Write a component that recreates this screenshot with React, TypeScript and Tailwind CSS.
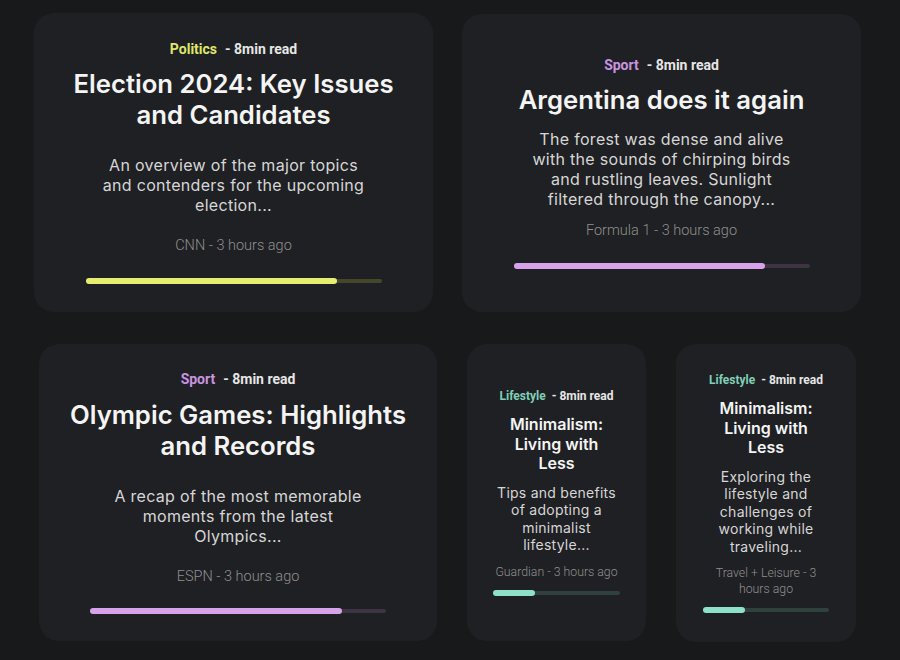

---

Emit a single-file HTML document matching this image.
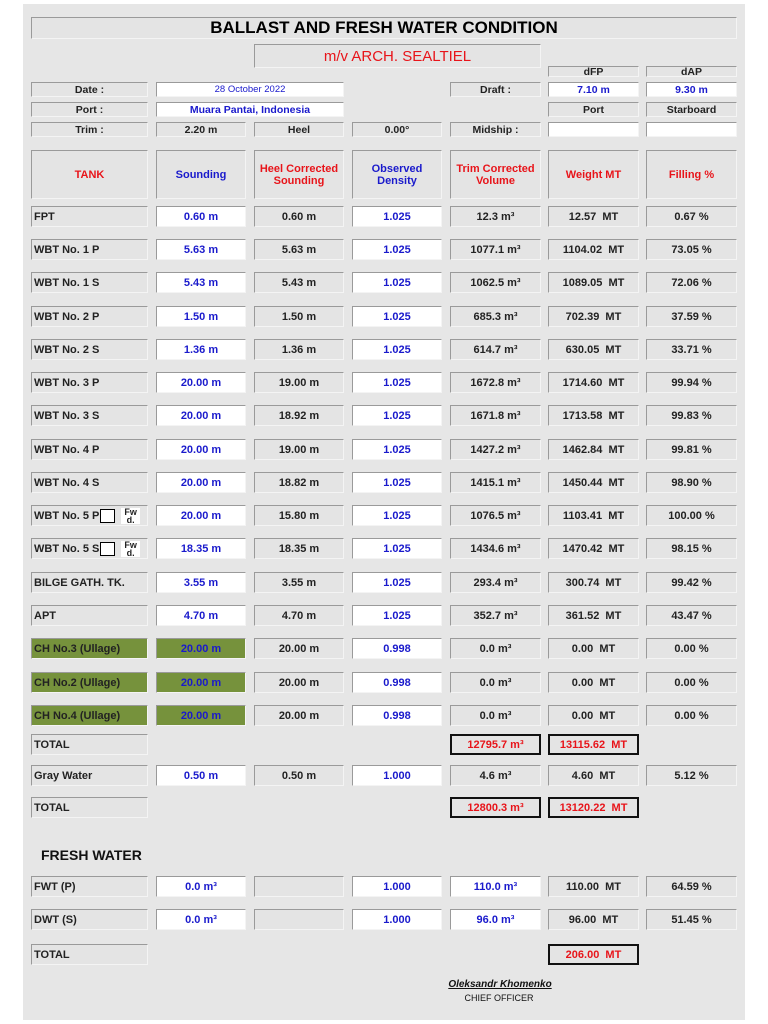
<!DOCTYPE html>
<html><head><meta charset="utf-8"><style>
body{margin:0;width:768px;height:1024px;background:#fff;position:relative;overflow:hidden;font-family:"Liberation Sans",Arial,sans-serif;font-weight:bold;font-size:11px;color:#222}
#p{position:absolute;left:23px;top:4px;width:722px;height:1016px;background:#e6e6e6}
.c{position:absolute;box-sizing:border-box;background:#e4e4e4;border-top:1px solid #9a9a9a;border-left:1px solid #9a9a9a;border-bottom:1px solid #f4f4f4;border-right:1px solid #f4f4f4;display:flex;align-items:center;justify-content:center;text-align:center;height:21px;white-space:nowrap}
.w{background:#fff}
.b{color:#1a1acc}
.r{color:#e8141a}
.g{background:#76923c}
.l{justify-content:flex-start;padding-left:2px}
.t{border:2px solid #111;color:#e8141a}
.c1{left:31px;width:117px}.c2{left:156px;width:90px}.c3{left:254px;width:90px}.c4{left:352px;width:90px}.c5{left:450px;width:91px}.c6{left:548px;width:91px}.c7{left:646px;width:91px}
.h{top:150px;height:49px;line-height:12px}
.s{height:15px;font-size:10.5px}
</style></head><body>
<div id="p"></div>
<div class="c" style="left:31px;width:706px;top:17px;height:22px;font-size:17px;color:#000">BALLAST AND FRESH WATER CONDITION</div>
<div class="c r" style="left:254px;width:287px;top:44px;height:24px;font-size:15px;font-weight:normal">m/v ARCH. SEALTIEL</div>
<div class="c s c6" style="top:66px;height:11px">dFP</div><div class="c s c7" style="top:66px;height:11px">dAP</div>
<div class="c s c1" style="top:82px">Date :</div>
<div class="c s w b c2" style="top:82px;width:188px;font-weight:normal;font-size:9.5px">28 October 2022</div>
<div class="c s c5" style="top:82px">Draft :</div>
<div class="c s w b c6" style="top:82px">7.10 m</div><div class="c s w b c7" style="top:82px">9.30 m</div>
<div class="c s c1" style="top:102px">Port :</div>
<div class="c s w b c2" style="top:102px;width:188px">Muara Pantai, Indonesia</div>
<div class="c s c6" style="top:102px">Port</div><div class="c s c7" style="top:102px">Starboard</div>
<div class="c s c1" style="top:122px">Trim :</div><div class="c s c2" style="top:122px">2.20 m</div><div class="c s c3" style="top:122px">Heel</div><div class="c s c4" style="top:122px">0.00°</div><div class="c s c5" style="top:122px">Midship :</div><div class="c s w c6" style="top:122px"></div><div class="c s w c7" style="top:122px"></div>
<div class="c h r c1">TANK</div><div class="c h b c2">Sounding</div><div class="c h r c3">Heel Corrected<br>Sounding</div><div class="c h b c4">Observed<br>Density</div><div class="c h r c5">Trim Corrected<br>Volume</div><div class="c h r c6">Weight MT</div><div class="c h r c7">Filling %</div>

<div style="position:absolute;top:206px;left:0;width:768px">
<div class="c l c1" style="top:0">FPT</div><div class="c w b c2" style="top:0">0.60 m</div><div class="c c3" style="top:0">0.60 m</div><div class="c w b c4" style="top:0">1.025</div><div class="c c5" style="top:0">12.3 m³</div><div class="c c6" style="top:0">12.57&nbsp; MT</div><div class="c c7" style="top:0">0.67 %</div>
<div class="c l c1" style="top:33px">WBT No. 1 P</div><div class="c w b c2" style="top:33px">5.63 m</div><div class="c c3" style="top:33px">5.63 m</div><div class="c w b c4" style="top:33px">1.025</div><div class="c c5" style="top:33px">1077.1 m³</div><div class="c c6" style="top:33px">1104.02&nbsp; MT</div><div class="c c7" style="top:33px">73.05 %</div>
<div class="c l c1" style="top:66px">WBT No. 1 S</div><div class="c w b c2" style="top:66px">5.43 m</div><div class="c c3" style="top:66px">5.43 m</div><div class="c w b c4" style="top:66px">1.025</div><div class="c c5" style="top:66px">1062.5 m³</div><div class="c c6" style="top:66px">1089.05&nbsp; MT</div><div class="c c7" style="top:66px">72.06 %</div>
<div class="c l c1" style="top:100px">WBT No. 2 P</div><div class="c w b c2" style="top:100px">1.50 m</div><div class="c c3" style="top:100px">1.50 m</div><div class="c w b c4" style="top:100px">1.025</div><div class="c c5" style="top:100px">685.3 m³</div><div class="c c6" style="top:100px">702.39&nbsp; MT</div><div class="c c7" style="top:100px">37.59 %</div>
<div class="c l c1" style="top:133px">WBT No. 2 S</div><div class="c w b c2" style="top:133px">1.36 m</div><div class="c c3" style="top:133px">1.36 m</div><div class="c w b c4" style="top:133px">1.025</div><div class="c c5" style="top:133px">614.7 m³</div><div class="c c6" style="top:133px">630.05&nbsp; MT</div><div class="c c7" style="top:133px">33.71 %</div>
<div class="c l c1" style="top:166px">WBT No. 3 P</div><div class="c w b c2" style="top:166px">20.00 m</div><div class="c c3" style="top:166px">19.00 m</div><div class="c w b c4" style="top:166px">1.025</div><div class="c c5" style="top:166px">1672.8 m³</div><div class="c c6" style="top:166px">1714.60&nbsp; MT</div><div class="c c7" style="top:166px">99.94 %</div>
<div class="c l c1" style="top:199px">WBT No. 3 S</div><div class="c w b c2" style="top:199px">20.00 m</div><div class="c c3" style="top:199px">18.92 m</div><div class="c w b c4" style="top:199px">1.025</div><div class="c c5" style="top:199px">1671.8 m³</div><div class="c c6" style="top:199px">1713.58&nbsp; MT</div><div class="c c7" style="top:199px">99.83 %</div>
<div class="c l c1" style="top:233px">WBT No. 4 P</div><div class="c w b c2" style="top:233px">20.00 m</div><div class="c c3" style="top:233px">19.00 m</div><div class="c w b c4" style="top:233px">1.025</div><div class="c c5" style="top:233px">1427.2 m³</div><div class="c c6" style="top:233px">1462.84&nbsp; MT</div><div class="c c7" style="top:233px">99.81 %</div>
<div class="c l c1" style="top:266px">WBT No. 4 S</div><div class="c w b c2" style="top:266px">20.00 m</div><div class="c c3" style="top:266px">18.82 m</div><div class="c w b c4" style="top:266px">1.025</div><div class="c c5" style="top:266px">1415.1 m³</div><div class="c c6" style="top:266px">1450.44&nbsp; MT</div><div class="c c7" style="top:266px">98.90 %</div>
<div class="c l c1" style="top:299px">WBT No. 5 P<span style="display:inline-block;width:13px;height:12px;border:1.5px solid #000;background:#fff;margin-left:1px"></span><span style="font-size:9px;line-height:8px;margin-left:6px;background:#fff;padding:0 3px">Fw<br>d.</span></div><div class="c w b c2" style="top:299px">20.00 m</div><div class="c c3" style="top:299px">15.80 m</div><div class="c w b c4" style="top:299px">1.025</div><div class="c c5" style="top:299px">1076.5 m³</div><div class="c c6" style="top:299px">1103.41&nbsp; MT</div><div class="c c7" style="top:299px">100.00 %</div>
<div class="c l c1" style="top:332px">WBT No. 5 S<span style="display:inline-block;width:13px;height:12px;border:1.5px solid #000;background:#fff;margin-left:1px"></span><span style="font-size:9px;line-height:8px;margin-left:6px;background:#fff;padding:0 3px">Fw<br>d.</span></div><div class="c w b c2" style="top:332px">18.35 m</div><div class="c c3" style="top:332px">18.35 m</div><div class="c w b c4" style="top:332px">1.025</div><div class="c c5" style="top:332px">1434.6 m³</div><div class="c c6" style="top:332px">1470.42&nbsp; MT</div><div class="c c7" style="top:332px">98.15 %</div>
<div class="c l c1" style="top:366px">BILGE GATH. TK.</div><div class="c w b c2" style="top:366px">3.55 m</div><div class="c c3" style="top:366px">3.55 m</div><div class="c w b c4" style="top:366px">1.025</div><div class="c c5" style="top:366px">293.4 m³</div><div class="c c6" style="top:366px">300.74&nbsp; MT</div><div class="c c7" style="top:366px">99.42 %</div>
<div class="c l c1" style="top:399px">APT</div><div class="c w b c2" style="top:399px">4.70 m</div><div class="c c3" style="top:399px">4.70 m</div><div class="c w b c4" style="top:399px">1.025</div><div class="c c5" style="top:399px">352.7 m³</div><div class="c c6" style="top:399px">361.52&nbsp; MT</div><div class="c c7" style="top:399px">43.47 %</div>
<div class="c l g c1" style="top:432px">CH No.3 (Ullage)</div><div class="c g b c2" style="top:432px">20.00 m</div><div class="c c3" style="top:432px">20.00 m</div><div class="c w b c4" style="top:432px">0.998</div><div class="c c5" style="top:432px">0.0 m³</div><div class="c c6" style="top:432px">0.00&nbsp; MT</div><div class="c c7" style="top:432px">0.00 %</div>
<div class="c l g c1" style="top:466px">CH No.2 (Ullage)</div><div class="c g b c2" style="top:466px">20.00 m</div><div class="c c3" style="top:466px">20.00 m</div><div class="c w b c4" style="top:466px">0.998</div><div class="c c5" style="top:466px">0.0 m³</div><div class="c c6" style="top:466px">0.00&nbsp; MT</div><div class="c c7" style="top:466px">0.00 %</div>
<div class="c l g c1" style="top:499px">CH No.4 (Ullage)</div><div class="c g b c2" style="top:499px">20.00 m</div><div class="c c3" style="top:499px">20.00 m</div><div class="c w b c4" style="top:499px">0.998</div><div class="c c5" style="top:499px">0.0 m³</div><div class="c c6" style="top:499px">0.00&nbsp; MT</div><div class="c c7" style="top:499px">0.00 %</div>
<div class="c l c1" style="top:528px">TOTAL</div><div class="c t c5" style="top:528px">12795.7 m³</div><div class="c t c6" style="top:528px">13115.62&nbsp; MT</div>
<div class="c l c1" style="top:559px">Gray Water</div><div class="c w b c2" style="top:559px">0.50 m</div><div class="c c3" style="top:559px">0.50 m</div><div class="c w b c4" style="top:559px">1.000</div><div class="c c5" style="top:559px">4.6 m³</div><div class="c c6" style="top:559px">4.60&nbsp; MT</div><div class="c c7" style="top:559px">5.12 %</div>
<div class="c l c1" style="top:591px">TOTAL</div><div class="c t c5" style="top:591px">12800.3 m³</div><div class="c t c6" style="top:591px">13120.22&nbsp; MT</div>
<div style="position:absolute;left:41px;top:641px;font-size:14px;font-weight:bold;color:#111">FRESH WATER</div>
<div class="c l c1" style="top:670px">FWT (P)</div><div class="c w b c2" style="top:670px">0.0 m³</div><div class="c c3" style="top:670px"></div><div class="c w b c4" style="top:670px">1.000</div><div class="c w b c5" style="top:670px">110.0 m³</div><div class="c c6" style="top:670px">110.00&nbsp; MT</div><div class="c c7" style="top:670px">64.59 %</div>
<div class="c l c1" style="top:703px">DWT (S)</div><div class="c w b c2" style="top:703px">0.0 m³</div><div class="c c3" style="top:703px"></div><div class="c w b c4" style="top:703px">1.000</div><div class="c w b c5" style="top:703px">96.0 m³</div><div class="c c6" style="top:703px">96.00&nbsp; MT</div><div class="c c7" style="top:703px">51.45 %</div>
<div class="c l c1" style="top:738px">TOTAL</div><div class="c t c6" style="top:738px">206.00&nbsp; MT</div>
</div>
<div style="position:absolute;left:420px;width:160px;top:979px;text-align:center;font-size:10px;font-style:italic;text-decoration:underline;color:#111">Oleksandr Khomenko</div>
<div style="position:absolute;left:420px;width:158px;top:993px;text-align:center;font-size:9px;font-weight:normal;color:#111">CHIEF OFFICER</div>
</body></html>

### Stated goal
Gather each line holding the string "this".

### Exercise result
Write a component that recreates this screenshot with React, TypeScript and Tailwind CSS.
Emit a single-file HTML document matching this image.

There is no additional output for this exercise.